In the meantime, the torrid weather continues. Yesterday I spent most of the day in front of the fan with stacks of books, a notebook, a laptop. Today will likely be a repeat--early-morning blueberry picking, a walk before the heat kicks in, and then books all day long. Let's hope the bat also has a calm day.


Thursday, August 1, 2024

Just like that, it's August. Month of elegy, month of rush, the school year looming, the harvest beckoning, all of the get-me-done-before-winter obligations scratching at the door.

Of course I have an easier slide into the school year than most teachers do. My high school sessions don't get underway until late September; and with no children at home, August is more seasonal memory than actual stress. Still, there's the list of winter needs to check off: firewood, chimney sweep, furnace cleaning, car inspection . . . And there's the sudden flurry of visiting: next weekend's hustle to Vermont, the Chicago kids whirling into town, then my trip to Brooklyn, everything crammed in before my teaching schedule chains me into routine.

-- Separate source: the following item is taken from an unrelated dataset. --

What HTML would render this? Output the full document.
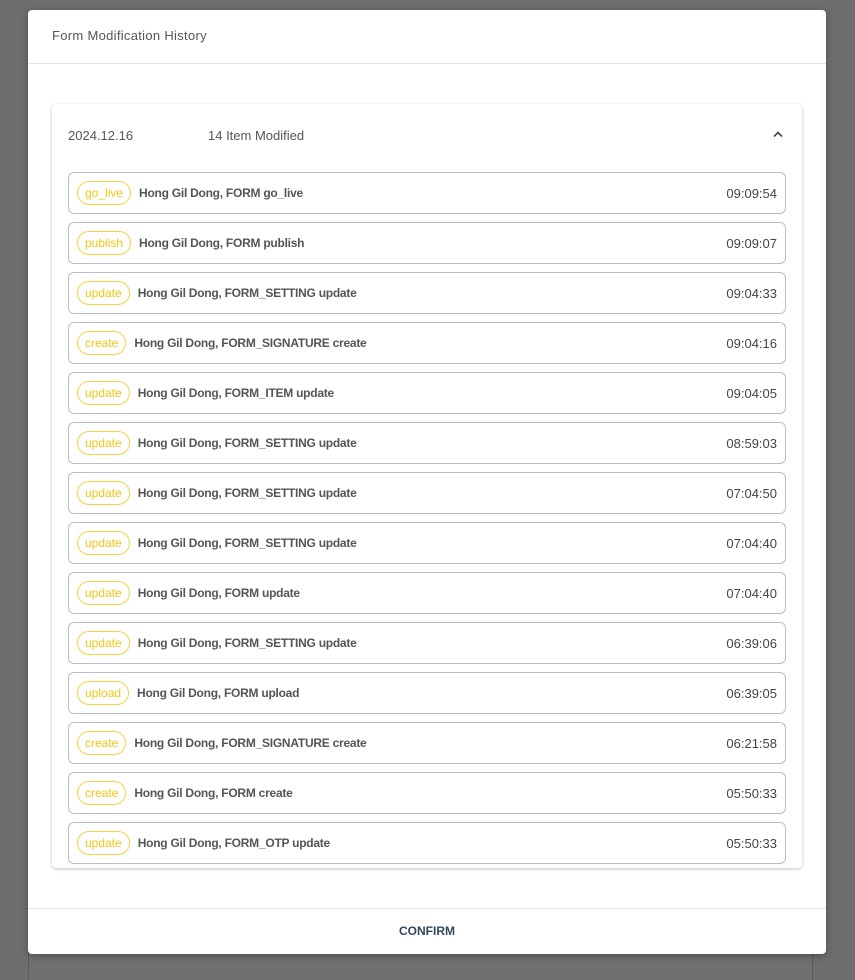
<!DOCTYPE html>
<html><head><style>
*{box-sizing:border-box;margin:0;padding:0}
html,body{width:855px;height:980px;overflow:hidden}
body{background:#6e6e6e;font-family:"Liberation Sans",sans-serif;position:relative}
.under{position:absolute;left:28px;top:940px;width:785px;height:40px;background:#707070;border-left:1px solid #5a5a5a;border-right:1px solid #5a5a5a}
.dlg{position:absolute;left:28px;top:10px;width:798px;height:944px;background:#fff;border-radius:4px;box-shadow:0 2px 8px rgba(0,0,0,.3)}
.hd{height:54px;border-bottom:1px solid #e2e2e2;padding:18px 24px;font-size:13px;color:#555;letter-spacing:.3px}
.card{position:absolute;left:24px;top:94px;width:750px;height:764px;border-radius:4px;box-shadow:0 1px 3px rgba(0,0,0,.25)}
.ch{position:absolute;top:24px;left:16px;font-size:13px;color:#555}
.ch2{position:absolute;top:24px;left:156px;font-size:13px;color:#555}
.chev{position:absolute;right:18px;top:26px}
.row{position:absolute;left:16px;width:718px;height:42px;border:1px solid #bdbdbd;border-radius:6px;display:flex;align-items:center;padding:0 8px;font-size:12px;color:#555;font-weight:bold;letter-spacing:-0.25px}
.b{border:1px solid #f7d23e;color:#f3c512;border-radius:12px;height:24px;line-height:22px;padding:0 7px;font-weight:normal;font-size:12px;margin-right:8px;letter-spacing:0}
.t{margin-left:auto;font-weight:normal;font-size:13px;color:#444;letter-spacing:0}
.ft{position:absolute;left:0;right:0;top:898px;border-top:1px solid #e2e2e2;height:46px;text-align:center;line-height:44px;font-size:12px;color:#34465e;font-weight:bold}
</style></head><body>
<div class="under"></div>
<div class="dlg">
<div class="hd">Form Modification History</div>
<div class="card">
<div class="ch">2024.12.16</div><div class="ch2">14 Item Modified</div>
<svg class="chev" width="12" height="8" viewBox="0 0 12 8"><path d="M2 6.5L6 2.5L10 6.5" stroke="#444" stroke-width="1.6" fill="none"/></svg>
<div class="row" style="top:68px"><span class="b">go_live</span>Hong Gil Dong, FORM go_live<span class="t">09:09:54</span></div>
<div class="row" style="top:118px"><span class="b">publish</span>Hong Gil Dong, FORM publish<span class="t">09:09:07</span></div>
<div class="row" style="top:168px"><span class="b">update</span>Hong Gil Dong, FORM_SETTING update<span class="t">09:04:33</span></div>
<div class="row" style="top:218px"><span class="b">create</span>Hong Gil Dong, FORM_SIGNATURE create<span class="t">09:04:16</span></div>
<div class="row" style="top:268px"><span class="b">update</span>Hong Gil Dong, FORM_ITEM update<span class="t">09:04:05</span></div>
<div class="row" style="top:318px"><span class="b">update</span>Hong Gil Dong, FORM_SETTING update<span class="t">08:59:03</span></div>
<div class="row" style="top:368px"><span class="b">update</span>Hong Gil Dong, FORM_SETTING update<span class="t">07:04:50</span></div>
<div class="row" style="top:418px"><span class="b">update</span>Hong Gil Dong, FORM_SETTING update<span class="t">07:04:40</span></div>
<div class="row" style="top:468px"><span class="b">update</span>Hong Gil Dong, FORM update<span class="t">07:04:40</span></div>
<div class="row" style="top:518px"><span class="b">update</span>Hong Gil Dong, FORM_SETTING update<span class="t">06:39:06</span></div>
<div class="row" style="top:568px"><span class="b">upload</span>Hong Gil Dong, FORM upload<span class="t">06:39:05</span></div>
<div class="row" style="top:618px"><span class="b">create</span>Hong Gil Dong, FORM_SIGNATURE create<span class="t">06:21:58</span></div>
<div class="row" style="top:668px"><span class="b">create</span>Hong Gil Dong, FORM create<span class="t">05:50:33</span></div>
<div class="row" style="top:718px"><span class="b">update</span>Hong Gil Dong, FORM_OTP update<span class="t">05:50:33</span></div>
</div>
<div class="ft">CONFIRM</div>
</div>
</body></html>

And summer is far from over. We'll be back in the high 80s today and tomorrow, which I suppose will mean another bout with the noisy air machine. Already the day is deeply humid, 70 degrees at 5:30 a.m. I'll probably go out and pick beans first thing this morning, before the heat sets in. I've got a dish full of plums to deal with--a future cake to bring along to my writing group tonight. I want to buy tickets for tomorrow night's Sea Dogs game, maybe our last chance to see the young Red Sox phenoms before they start getting called up to the bigs. There's no better way to soak in summer sweetness than to lean back in my seat in a minor-league ballpark, sipping a beer and and staring from field to sky as the evening rolls in.

I didn't get much writing done yesterday, mostly just playing with stanza breaks, but I did read a lot. This morning I'll go out for a walk, and then I'll return to the words and see what happens.

Maybe nothing will happen other than flowers and tomatoes and bees and the two monarch butterflies that have fallen in love with my garden. Which will be good enough.